In this case, the p-value is below our chosen α = 0.05. Therefore, we can reject H0 and conclude that there is probably a significant difference between means. But be careful! One might suspect that the fertiliser leads to an increased growth, but by looking at the mean values we realize that here, the contrary seems to be the case:


Multiple testing

When performing a large number of t-tests (e.g. when comparing multiple groups in post-hoc t-tests after performing an ANOVA), one should keep in mind the issue of alpha-error-cumulation resulting in the “problem of multiple comparison”. It states that with increasing number of tests performed the probability of making a Type-I error (falsely rejecting the null-hypothesis in favor of the alternative hypothesis) increases. To account for this risk, p-values should be adjusted. For instance, one might use the function pairwise.t.test(x = *response vector*, g = *grouping vector or factor*). It performs t-tests between all combinations of groups and by default returns bonferroni corrected p-values. The adjustment method can be chosen by setting p.adjust.method equal to the name of a method of choice. For options see ?p.adjust.
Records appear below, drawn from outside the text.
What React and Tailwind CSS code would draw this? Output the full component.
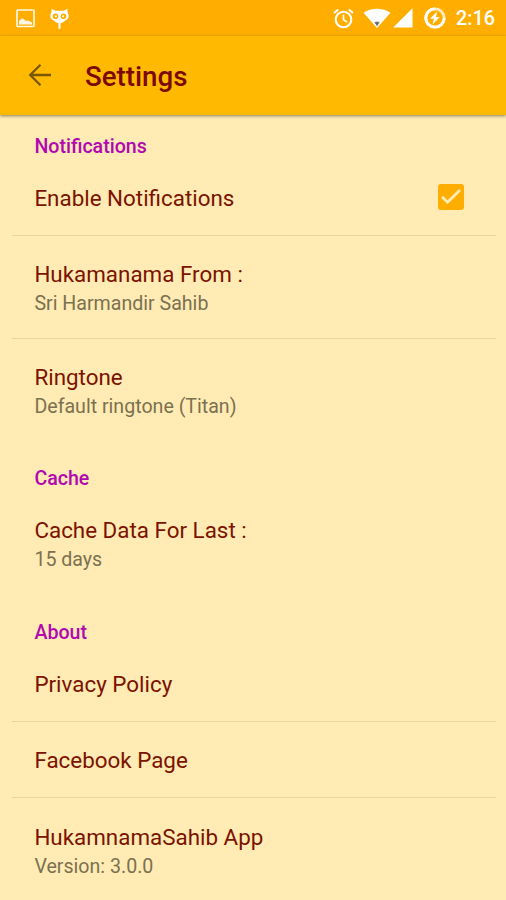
import React from "react";

const SECTIONS = [
    {
        title: "Notifications",
        height: "h-[45px]",
        rows: [
            { title: "Enable Notifications", checked: true },
            { title: "Hukamanama From :", summary: "Sri Harmandir Sahib" },
            { title: "Ringtone", summary: "Default ringtone (Titan)" },
        ],
    },
    {
        title: "Cache",
        height: "h-[50.4px]",
        rows: [{ title: "Cache Data For Last :", summary: "15 days" }],
    },
    {
        title: "About",
        height: "h-[50.6px]",
        rows: [
            { title: "Privacy Policy" },
            { title: "Facebook Page" },
            { title: "HukamnamaSahib App", summary: "Version: 3.0.0", tall: true },
        ],
    },
];

function StatusBar() {
    return (
        <div className="flex h-9 items-center justify-between bg-[#ffae00] pl-[16px] pr-[11px] text-white">
            <div className="flex items-center gap-[14px]">
                {/* Picture */}
                <svg width="19" height="19" viewBox="0 0 19 19" className="opacity-90">
                    <rect x="1" y="1" width="17" height="16.5" rx="0.8" fill="none" stroke="currentColor" strokeWidth="1.7" />
                    <path d="M3 15.5v-3.6l2.6-2.4 1.8.2 2.6 2.2 2-.4 4 2v2z" fill="currentColor" />
                </svg>
                {/* Cid head */}
                <svg width="21" height="23" viewBox="0 0 21 23">
                    <path d="M2.6 1.5 7 4.5 2.6 8zM18.4 1.5 14 4.5l4.4 3.500z" fill="currentColor" />
                    <rect x="1.3" y="3.8" width="18.4" height="10" rx="5" fill="currentColor" />
                    <path d="M5 11h11v2.6q-1.500 2.400-4.500 2.600v5.300q-1 1.200-2 0v-5.300Q6.500 16 5 13.600z" fill="currentColor" />
                    <circle cx="6.5" cy="9.2" r="2.8" fill="#ffae00" />
                    <circle cx="14.5" cy="9.2" r="2.8" fill="#ffae00" />
                    <circle cx="6.9" cy="9.3" r="1.100" fill="currentColor" />
                    <circle cx="14.1" cy="9.3" r="1.100" fill="currentColor" />
                </svg>
            </div>
            <div className="flex items-center">
                {/* Alarm */}
                <svg width="21" height="21" viewBox="0 0 21 21" fill="none" stroke="currentColor" className="mr-[9px]">
                    <circle cx="10.5" cy="11.5" r="7.8" strokeWidth="2.1" />
                    <path d="M10.5 6.8v5l3.5 2.2" strokeWidth="1.7" />
                    <path d="M1 4.9 5.2 1.4M20 4.9l-4.2-3.5" strokeWidth="2" />
                </svg>
                {/* Wifi */}
                <svg width="28" height="21" viewBox="0 0 28 21" className="mr-[2px]">
                    <path d="M.5 4.8C8.5-.5 19.5-.5 27.5 4.8L14 20z" fill="currentColor" />
                    <path d="M11.2 14.3q2.8-1.4 5.6 0L14 18.2z" fill="#9a978c" />
                    <path d="M12.3 15h3.4M14 15v2.3" stroke="#44505a" strokeWidth="0.9" />
                </svg>
                {/* Signal */}
                <svg width="20" height="20" viewBox="0 0 20 20" className="mr-[11px]">
                    <path d="M19.5.3V19.5H.2z" fill="currentColor" />
                </svg>
                {/* Battery */}
                <svg width="22" height="22" viewBox="0 0 22 22" className="mr-[10px]">
                    <circle cx="11" cy="11" r="9.2" fill="none" stroke="currentColor" strokeWidth="2.8" opacity="0.75" />
                    <path d="M11 1.8A9.2 9.2 0 1 0 20.2 11" fill="none" stroke="currentColor" strokeWidth="2.8" />
                    <path d="M13.2 4.6 6 11.8h3.9l-1.4 5.6 7.3-7.4h-3.9z" fill="currentColor" />
                </svg>
                <span className="pt-[2px] text-[19.8px] font-medium leading-[34px]">2:16</span>
            </div>
        </div>
    );
}

function Toolbar() {
    return (
        <header className="relative flex h-[79px] items-center bg-[#ffb900] pl-[28px] shadow-[0_1px_3px_rgba(0,0,0,0.45)]">
            <svg width="24" height="24" viewBox="0 0 24 24" fill="none" stroke="#775700" strokeWidth="2.3" className="-mt-px">
                <path d="M23 12H2.5M12.5 1.8 2.2 12l10.3 10.2" />
            </svg>
            <h1 className="ml-[33px] pt-[3px] text-[27.7px] font-medium leading-9 text-[#7c0900]">Settings</h1>
        </header>
    );
}

function Checkbox() {
    return (
        <div className="flex size-[26px] items-center justify-center rounded-[3px] bg-[#ffae00]">
            <svg width="22" height="20" viewBox="0 0 22 20" fill="none" stroke="#ffebb3" strokeWidth="2.8">
                <path d="m2 9.8 5.5 5.4L20 2.9" />
            </svg>
        </div>
    );
}

function Preference({ row, last }) {
    return (
        <div className={`ml-3 mr-[10px] border-b ${last ? "border-transparent" : "border-[#e9d5a1]"}`}>
            <div className={`flex justify-between pl-[22.4px] pr-[32.5px] ${row.summary ? "h-[102px]" : "h-[75px]"}`}>
                <div className={row.tall ? "pt-[25px]" : "pt-[24px]"}>
                    <div className="text-[22.4px] leading-[29px] text-[#7c1200]">{row.title}</div>
                    {row.summary && (
                        <div className="text-[19.6px] leading-[29px] text-[#7b7150]">{row.summary}</div>
                    )}
                </div>
                {row.checked && (
                    <div className="pt-[24px]">
                        <Checkbox />
                    </div>
                )}
            </div>
        </div>
    );
}

export default function App() {
    return (
        <div className="h-[900px] w-[506px] overflow-hidden bg-[#ffebb3] font-['Roboto',sans-serif]">
            <StatusBar />
            <Toolbar />
            <main>
                {SECTIONS.map((section) => (
                    <section key={section.title}>
                        <h2 className={`flex items-end pl-[34.4px] text-[19.6px] font-medium leading-[26px] text-[#b108b1] ${section.height}`}>
                            {section.title}
                        </h2>
                        {section.rows.map((row, i) => (
                            <Preference key={row.title} row={row} last={i === section.rows.length - 1} />
                        ))}
                    </section>
                ))}
            </main>
        </div>
    );
}
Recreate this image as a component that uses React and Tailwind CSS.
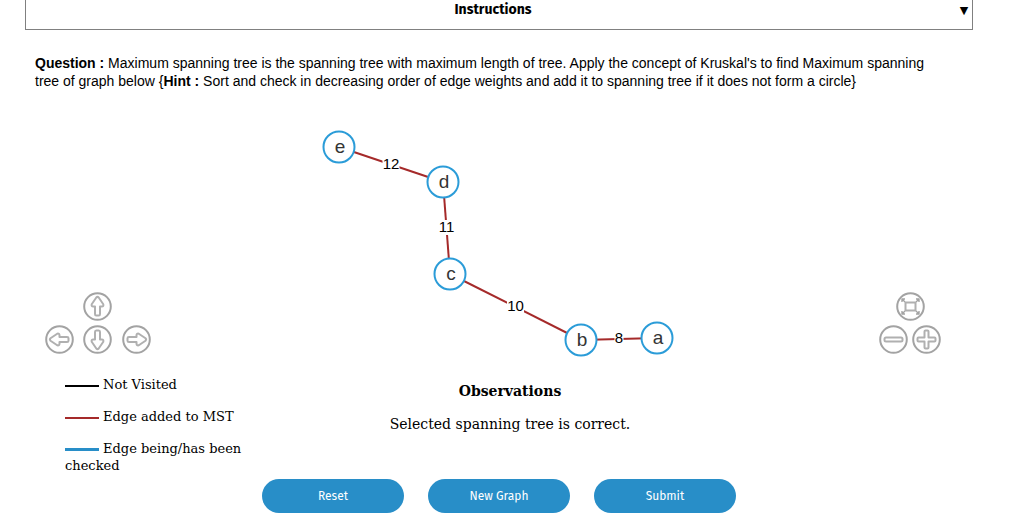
const nodes = [
  { id: 'e', x: 339, y: 147 },
  { id: 'd', x: 443, y: 182 },
  { id: 'c', x: 450, y: 274 },
  { id: 'b', x: 581, y: 340 },
  { id: 'a', x: 657, y: 338 },
];

const edges = [
  { from: nodes[0], to: nodes[1], weight: 12 },
  { from: nodes[1], to: nodes[2], weight: 11 },
  { from: nodes[2], to: nodes[3], weight: 10 },
  { from: nodes[3], to: nodes[4], weight: 8 },
];

const ARROW = 'M13.3 5.5 Q14.5 4.3 15.7 5.5 L20.3 12.2 Q20.8 14.5 18.8 14.5 H17 V22 Q17 23.5 15.8 23.5 H13.2 Q12 23.5 12 22 V14.5 H10.2 Q8.2 14.5 8.7 12.2 Z';

function RoundButton({ label, className = '', children }) {
  return (
    <button type="button" aria-label={label} className={`block size-[29px] ${className}`}>
      <svg viewBox="0 0 29 29" className="size-full" fill="none" stroke="#b0b0b0" strokeWidth="2" strokeLinejoin="round">
        <circle cx="14.5" cy="14.5" r="13.3" stroke="#a3a3a3" />
        {children}
      </svg>
    </button>
  );
}

function Arrow({ angle }) {
  return <path d={ARROW} transform={`rotate(${angle} 14.5 14.5)`} />;
}

function Graph() {
  return (
    <svg viewBox="299 110 400 260" className="h-[260px] w-[400px]" role="img" aria-label="Spanning tree">
      {edges.map(({ from, to, weight }) => {
        const x = (from.x + to.x) / 2;
        const y = (from.y + to.y) / 2;
        const w = weight > 9 ? 17 : 9;
        return (
          <g key={weight}>
            <line x1={from.x} y1={from.y} x2={to.x} y2={to.y} stroke="#a52a2a" strokeWidth="2" />
            <rect x={x - w / 2} y={y - 8} width={w} height="15" fill="#fff" />
            <text x={x} y={y + 4} textAnchor="middle" className="font-['Liberation_Sans',sans-serif] text-[15px]">{weight}</text>
          </g>
        );
      })}
      {nodes.map((n) => (
        <g key={n.id}>
          <circle cx={n.x} cy={n.y} r="15.5" fill="#fff" stroke="#2b9cd8" strokeWidth="2" />
          <text x={n.x + 1} y={n.y + 6} textAnchor="middle" fill="#343434" className="font-['Liberation_Sans',sans-serif] text-[19px]">{n.id}</text>
        </g>
      ))}
    </svg>
  );
}

function LegendItem({ line, children }) {
  return (
    <li>
      <span className={`mr-1 inline-block w-[34px] align-middle ${line}`} />
      {children}
    </li>
  );
}

function ActionButton({ children }) {
  return (
    <button type="button" className="h-[34px] w-[142px] rounded-full bg-[#288ec8] font-['Fira_Sans','Noto_Sans',sans-serif] text-xs text-white">
      {children}
    </button>
  );
}

export default function App() {
  return (
    <main className="bg-white pr-[39px] pl-[25px] text-black">
      <button type="button" className="flex h-[30px] w-full items-start border border-t-0 border-[#808080] font-['Fira_Sans','Noto_Sans',sans-serif] text-sm leading-5 font-bold">
        <span className="flex-1 pl-1 text-center">Instructions</span>
        <span className="w-4 text-center font-['DejaVu_Sans',sans-serif] text-[11px] leading-[22px] font-normal">▼</span>
      </button>

      <p className="mt-6 pr-6 pl-[10px] font-['Liberation_Sans',sans-serif] text-sm leading-[18px]">
        <b>Question :</b> Maximum spanning tree is the spanning tree with maximum length of tree. Apply the concept of Kruskal's to find Maximum spanning tree of graph below {'{'}
        <b>Hint :</b> Sort and check in decreasing order of edge weights and add it to spanning tree if it does not form a circle{'}'}
      </p>

      <section className="mt-5 grid grid-cols-[1fr_auto_1fr] items-end">
        <div className="mb-4 ml-5 grid w-[106px] grid-cols-3 justify-between gap-y-1">
          <RoundButton label="Move up" className="col-start-2 justify-self-center">
            <Arrow angle={0} />
          </RoundButton>
          <RoundButton label="Move left" className="col-start-1 row-start-2">
            <Arrow angle={-90} />
          </RoundButton>
          <RoundButton label="Move down" className="row-start-2 justify-self-center">
            <Arrow angle={180} />
          </RoundButton>
          <RoundButton label="Move right" className="row-start-2 justify-self-end">
            <Arrow angle={90} />
          </RoundButton>
        </div>
        <Graph />
        <div className="mr-8 mb-4 flex flex-col items-center gap-1 justify-self-end">
          <RoundButton label="Fit to view">
            <rect x="9.5" y="10.5" width="10" height="8" />
            <path stroke="#a3a3a3" strokeWidth="1.4" d="M9 10 L6 7 M6 10 V7 H9 M20 10 L23 7 M20 7 H23 V10 M9 19 L6 22 M6 19 V22 H9 M20 19 L23 22 M20 22 H23 V19" />
          </RoundButton>
          <div className="flex gap-1">
            <RoundButton label="Zoom out">
              <rect x="5.5" y="12.5" width="18" height="4" rx="1.5" />
            </RoundButton>
            <RoundButton label="Zoom in">
              <path d="M12.5 6.5 Q12.5 5.5 13.5 5.5 H15.5 Q16.5 5.5 16.5 6.5 V12.5 H22.5 Q23.5 12.5 23.5 13.5 V15.5 Q23.5 16.5 22.5 16.5 H16.5 V22.5 Q16.5 23.5 15.5 23.5 H13.5 Q12.5 23.5 12.5 22.5 V16.5 H6.5 Q5.5 16.5 5.5 15.5 V13.5 Q5.5 12.5 6.5 12.5 H12.5 Z" />
            </RoundButton>
          </div>
        </div>
      </section>

      <section className="mt-[6px] grid grid-cols-[1fr_2fr_1fr] font-['DejaVu_Serif',serif]">
        <ul className="flex flex-col gap-[15px] pl-10 text-[13px] leading-[17px]">
          <LegendItem line="h-[2px] bg-black">Not Visited</LegendItem>
          <LegendItem line="h-[2px] bg-[#a52a2a]">Edge added to MST</LegendItem>
          <LegendItem line="h-[3px] bg-[#288ec8]">Edge being/has been checked</LegendItem>
        </ul>
        <div className="pt-[6px] pl-[22px] text-center text-sm leading-[18px]">
          <h2 className="font-bold">Observations</h2>
          <p className="mt-[15px]">Selected spanning tree is correct.</p>
        </div>
      </section>

      <div className="mt-[5px] flex justify-center gap-6">
        <ActionButton>Reset</ActionButton>
        <ActionButton>New Graph</ActionButton>
        <ActionButton>Submit</ActionButton>
      </div>
    </main>
  );
}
An alternative would be to adjust p-values “manually”:

p.adjust(p = result_t.test[3], # p = object in which result of t.test is stored
         method = "bonferroni", # method = p-adjustment method
         n = 3) # n = number of tests

An additional tip for R Markdown users

If you are using R Markdown you may use inline code to automatically print nicely formatted results (according to apa) of a t-test including degrees of freedom, test-statistic, p-value and Cohen’s d as measure for effect size. You would need to use the funcion t_test (similar to t.test) and store the result in an object…

result <- t_test(ds$withoutFertilizer, 
                 paired = T)

# the inline-code would look like this:
# `r apa(result)`

…that can then be called inline (see above). The result will look like this: t(99) = 2.28, p = .025, d = 0.23. Note that the functions t_test() and apa() require the package “apa”.